Posted by Ron Bigler, civilrights.org

As many as 100,000 workers who drive trucks and deliver packages for FedEx Express face unfair obstacles to organizing unions because the company has been misclassified under federal labor laws, according to a new report from The Leadership Conference on Civil and Human Rights.

The report, "Railroaded out of Their Rights," explores the history of FedEx Express' coverage under the Railway Labor Act (RLA), a 1920's era labor law that was intended to regulate the railroad and airline industries. FedEx Express has lobbied aggressively to remain covered under the Railway Labor Act (RLA), while similar package-delivery companies such as UPS are covered under the National Labor Relations Act (NLRA). 

Under the RLA, a union must organize all the employees who do similar work throughout an entire company simultaneously, while under the NLRA workers can organize on a location-by-location basis.
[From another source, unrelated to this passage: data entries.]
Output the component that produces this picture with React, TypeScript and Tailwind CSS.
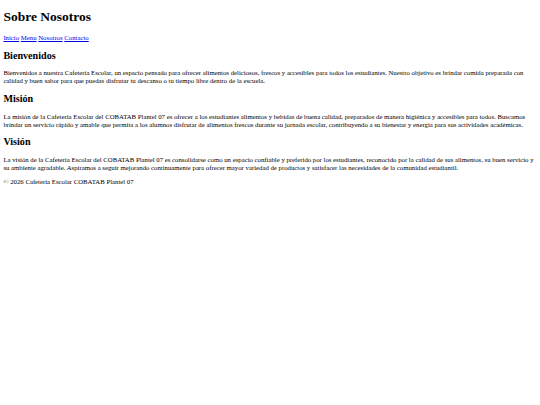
export default function App() {
  return (
    <div className="m-[3.375px] bg-white text-black font-['Liberation_Serif','Times_New_Roman',serif] text-[6.75px] leading-[7.6px]">
      <header>
        <h1 className="text-[13.5px] font-bold leading-[15.5px] my-[9.045px]">Sobre Nosotros</h1>
        <nav>
          <a href="#" className="text-[#0000ee] underline">Inicio</a>{" "}
          <a href="#" className="text-[#0000ee] underline">Menu</a>{" "}
          <a href="#" className="text-[#0000ee] underline">Nosotros</a>{" "}
          <a href="#" className="text-[#0000ee] underline">Contacto</a>
        </nav>
      </header>

      <section>
        <h2 className="text-[10.125px] font-bold leading-[11.5px] my-[8.4px]">Bienvenidos</h2>
        <p className="my-[6.75px]">
          Bienvenidos a nuestra Cafetería Escolar, un espacio pensado para ofrecer alimentos deliciosos, frescos y accesibles para todos los estudiantes. Nuestro objetivo es brindar comida preparada con calidad y buen sabor para que puedas disfrutar tu descanso o tu tiempo libre dentro de la escuela.
        </p>
      </section>

      <section>
        <h2 className="text-[10.125px] font-bold leading-[11.5px] my-[8.4px]">Misión</h2>
        <p className="my-[6.75px]">
          La misión de la Cafetería Escolar del COBATAB Plantel 07 es ofrecer a los estudiantes alimentos y bebidas de buena calidad, preparados de manera higiénica y accesibles para todos. Buscamos brindar un servicio rápido y amable que permita a los alumnos disfrutar de alimentos frescos durante su jornada escolar, contribuyendo a su bienestar y energía para sus actividades académicas.
        </p>
      </section>

      <section>
        <h2 className="text-[10.125px] font-bold leading-[11.5px] my-[8.4px]">Visión</h2>
        <p className="my-[6.75px]">
          La visión de la Cafetería Escolar del COBATAB Plantel 07 es consolidarse como un espacio confiable y preferido por los estudiantes, reconocido por la calidad de sus alimentos, su buen servicio y su ambiente agradable. Aspiramos a seguir mejorando continuamente para ofrecer mayor variedad de productos y satisfacer las necesidades de la comunidad estudiantil.
        </p>
      </section>

      <footer>
        <p className="my-[6.75px]">© 2026 Cafetería Escolar COBATAB Plantel 07</p>
      </footer>
    </div>
  );
}
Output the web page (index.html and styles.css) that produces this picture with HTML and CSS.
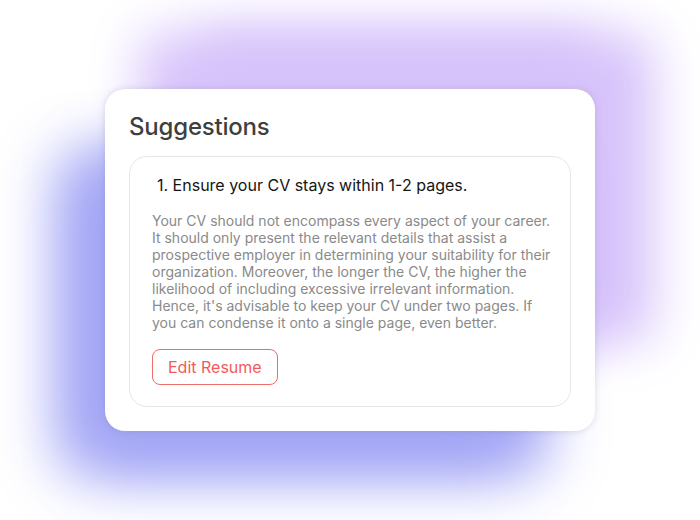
FILE: index.html
```html
<!DOCTYPE html>
<html>
<head>
<meta charset="utf-8">
<link rel="stylesheet" href="styles.css">
</head>
<body>
<div class="stage">
  <div class="card">
    <h1 class="title">Suggestions</h1>
    <div class="item">
      <h2 class="item-title">1. Ensure your CV stays within 1-2 pages.</h2>
      <p class="item-text">Your CV should not encompass every aspect of your career. It should only present the relevant details that assist a prospective employer in determining your suitability for their organization. Moreover, the longer the CV, the higher the likelihood of including excessive irrelevant information. Hence, it's advisable to keep your CV under two pages. If you can condense it onto a single page, even better.</p>
      <button class="btn">Edit Resume</button>
    </div>
  </div>
</div>
</body>
</html>
```

FILE: styles.css
```css
html, body {
  margin: 0;
  padding: 0;
  background: #ffffff;
  font-family: Inter, "Noto Sans", sans-serif;
}
.stage {
  width: 700px;
  height: 520px;
  padding: 89px 0 0 105px;
  box-sizing: border-box;
  overflow: hidden;
}
.card {
  width: 490px;
  height: 342px;
  box-sizing: border-box;
  padding: 23px 24px 24px 24px;
  background: #ffffff;
  border-radius: 20px;
  display: flex;
  flex-direction: column;
  box-shadow:
    0 0 6px rgba(120, 120, 140, 0.25),
    -62px 52px 62px -16px #a2a5f5,
    -34px 52px 62px -16px #a2a5f5,
    17px -72px 52px -18px #d7c3fb,
    76px -72px 52px -18px #d7c3fb;
}
.title {
  margin: 0 0 14px 0;
  font-size: 24px;
  line-height: 30px;
  font-weight: 500;
  color: #3f3f3f;
  letter-spacing: -0.2px;
}
.item {
  flex: 1;
  border: 1px solid #e6e6e6;
  border-radius: 18px;
  padding: 17px 22px 21px 22px;
  display: flex;
  flex-direction: column;
  align-items: flex-start;
}
.item-title {
  margin: 0 0 16px 5px;
  font-size: 16px;
  line-height: 22px;
  font-weight: 400;
  color: #151515;
}
.item-text {
  margin: 0 0 18px 0;
  width: 402px;
  font-size: 14px;
  line-height: 17px;
  color: #8a8a8a;
}
.btn {
  height: 36px;
  padding: 0 15px;
  border: 1px solid #f26a6a;
  border-radius: 8px;
  background: #ffffff;
  color: #f25a5a;
  font-family: Inter, "Noto Sans", sans-serif;
  font-size: 16px;
  line-height: 22px;
}
```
As a result, even if a majority of FedEx Express workers are in favor of a union at one location, they are denied the opportunity to bargain for better wages, benefits, and working conditions.

"Companies that provide a similar service and that are operated in a similar way should be treated similarly under the law," said Wade Henderson, President of The Leadership Conference.  "FedEx's opposition to being covered under the NLRA is not about corporate rivalry; it is about denying workers their civil right to be represented and protected by a union."

The Leadership Conference is urging members of Congress to enact the pending FAA Reauthorization Act with the language approved by the House of Representatives, which would place FedEx Express ground transportation employees under the NLRA and give them an equal opportunity to organize.